Student Scholar Symposium

Film


The Development of Sound Design in Jim Henson’s The Dark Crystal
Presenter(s): Erika Sela
Advisor(s): Dr. Kelli Fuery
Cinema is often regarded as a visual medium, but Michel Chion’s "Film a Sound Art" emphasizes how films are much more than an exercise in watching, but instead an engagement in a process of “audio-viewing” (2009, Pg. 22). Jim Henson’s 1982 all-puppet film The Dark Crystal exemplifies the audio-viewing process by showcasing the power sound has in animating the whimsically fabricated world of Thra. By using the multi-track technology of the 1980s to create the immersive whimsical soundscapes such as swamplands, the call of the landstrider, and the menacing variation in the Skeksi voices, sound designer Ben Burtt was able to establish a sense of “auditory verisimilitude” for the viewer that was just as innovative as the very characters that inhabited the frame (2009, Pg. 71). In the Netflix revamp series, The Dark Crystal: Age of Resistance, director Louis Leterrier carries on the Henson legacy, expanding Thra in all of its creative glory in order to meet the heightened expectations of an audience that grew up in the digital age.
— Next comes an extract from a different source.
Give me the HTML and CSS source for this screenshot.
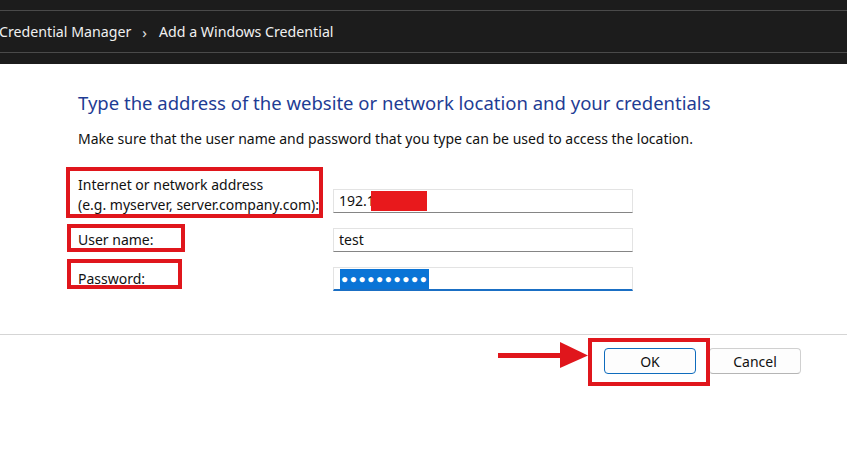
FILE: index.html
```html
<!DOCTYPE html>
<html lang="en">
<head>
<meta charset="utf-8">
<title>Add a Windows Credential</title>
<link rel="stylesheet" href="styles.css">
</head>
<body>
<div class="page">
  <header class="topbar">
    <nav class="crumbs">
      <span class="crumb">Credential Manager</span>
      <span class="sep">›</span>
      <span class="crumb">Add a Windows Credential</span>
    </nav>
  </header>

  <main class="content">
    <h1 class="title">Type the address of the website or network location and your credentials</h1>
    <p class="desc">Make sure that the user name and password that you type can be used to access the location.</p>

    <div class="form">
      <div class="row row-addr">
        <label class="label">Internet or network address<br>(e.g. myserver, server.company.com):</label>
        <div class="field"><span class="value">192.1</span><span class="redact"></span></div>
      </div>
      <div class="row">
        <label class="label">User name:</label>
        <div class="field"><span class="value">test</span></div>
      </div>
      <div class="row">
        <label class="label">Password:</label>
        <div class="field field-focus"><span class="selected">●●●●●●●●●●</span></div>
      </div>
    </div>
  </main>

  <footer class="footer">
    <button class="btn btn-default">OK</button>
    <button class="btn">Cancel</button>
  </footer>

  <div class="mark mark-addr"></div>
  <div class="mark mark-user"></div>
  <div class="mark mark-pass"></div>
  <div class="mark mark-ok"></div>
  <svg class="arrow" width="92" height="28" viewBox="0 0 92 28">
    <rect x="0" y="11" width="66" height="5" fill="#e0161c"/>
    <polygon points="62,0 90,13.5 62,26" fill="#e0161c"/>
  </svg>
</div>
</body>
</html>
```

FILE: styles.css
```css
html, body {
  margin: 0;
  padding: 0;
  background: #ffffff;
}
body {
  font-family: "Noto Sans", "Open Sans", sans-serif;
  color: #1a1a1a;
}
.page {
  position: relative;
  width: 847px;
  height: 467px;
  overflow: hidden;
}
.topbar {
  background: #1c1c1c;
  padding: 10px 0 11px;
}
.crumbs {
  height: 41px;
  border-top: 1px solid #4a4a4a;
  border-bottom: 1px solid #4a4a4a;
  display: flex;
  align-items: center;
  color: #f0f0f0;
  font-size: 14.2px;
  margin-left: -1px;
}
.sep {
  font-size: 15px;
  margin: 0 12px 0 11px;
  color: #e0e0e0;
}
.content {
  padding: 26px 0 0 78px;
}
.title {
  margin: 0;
  font-weight: normal;
  font-size: 18.5px;
  line-height: 26px;
  color: #1e3c94;
}
.desc {
  margin: 14px 0 0;
  font-size: 14px;
  line-height: 18px;
  color: #111;
}
.form {
  margin-top: 27px;
  display: flex;
  flex-direction: column;
  gap: 15px;
}
.row {
  display: flex;
  align-items: center;
}
.row-addr {
  align-items: flex-end;
}
.row-addr .label {
  margin-bottom: -2px;
}
.label {
  width: 255px;
  font-size: 14px;
  line-height: 20px;
  color: #111;
}
.field {
  width: 293px;
  height: 22px;
  border: 1px solid #e3e3e3;
  border-bottom-color: #858585;
  background: #fff;
  display: flex;
  align-items: center;
  padding-left: 5px;
  box-sizing: content-box;
  font-size: 14px;
  color: #111;
}
.field .value {
  line-height: 22px;
}
.redact {
  display: inline-block;
  width: 56px;
  height: 20px;
  background: #e8191c;
  margin-left: -4px;
}
.field-focus {
  border-bottom: 2px solid #1a6fc4;
  height: 21px;
}
.selected {
  background: #0a74d6;
  color: #fff;
  font-size: 12px;
  letter-spacing: 1.5px;
  height: 20px;
  line-height: 20px;
  padding: 0 1px;
  margin-left: 1px;
}
.footer {
  margin-top: 43px;
  border-top: 1px solid #d5d5d5;
  display: flex;
  justify-content: flex-end;
  gap: 13px;
  padding: 13px 46px 0 0;
}
.btn {
  width: 92px;
  height: 26px;
  border: 1px solid #d0d0d0;
  border-bottom-color: #b5b5b5;
  border-radius: 4px;
  background: #fdfdfd;
  font-family: "Noto Sans", "Open Sans", sans-serif;
  font-size: 14px;
  color: #111;
  padding: 0;
}
.btn-default {
  border: 1px solid #0f6cbd;
}
.mark {
  position: absolute;
  border: 4px solid #e0161c;
  box-sizing: border-box;
}
.mark-addr { left: 66px; top: 167px; width: 257px; height: 51px; }
.mark-user { left: 67px; top: 224px; width: 118px; height: 28px; }
.mark-pass { left: 67px; top: 259px; width: 115px; height: 30px; }
.mark-ok { left: 588px; top: 338px; width: 122px; height: 48px; }
.arrow {
  position: absolute;
  left: 498px;
  top: 342px;
}
```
With the marriage of sound and image, the artifice of puppetry is recognized in a way that enworlds viewers by “confirming expected characteristics'' of this cinematic universe, forming a coherent believable blend between the aural fantasy of Thra and an artificially puppeteered world (Hearing the Movies, Buhler pg. 13). With the synchronous growth sound design and puppetry have experienced in the past forty years with the integration of Dolby and animatronic development, I aim to track the historical growth of sound and its emotional impact in the viewing experience of puppetry through the worlds of both Henson's and Leterrier’s The Dark Crystal. 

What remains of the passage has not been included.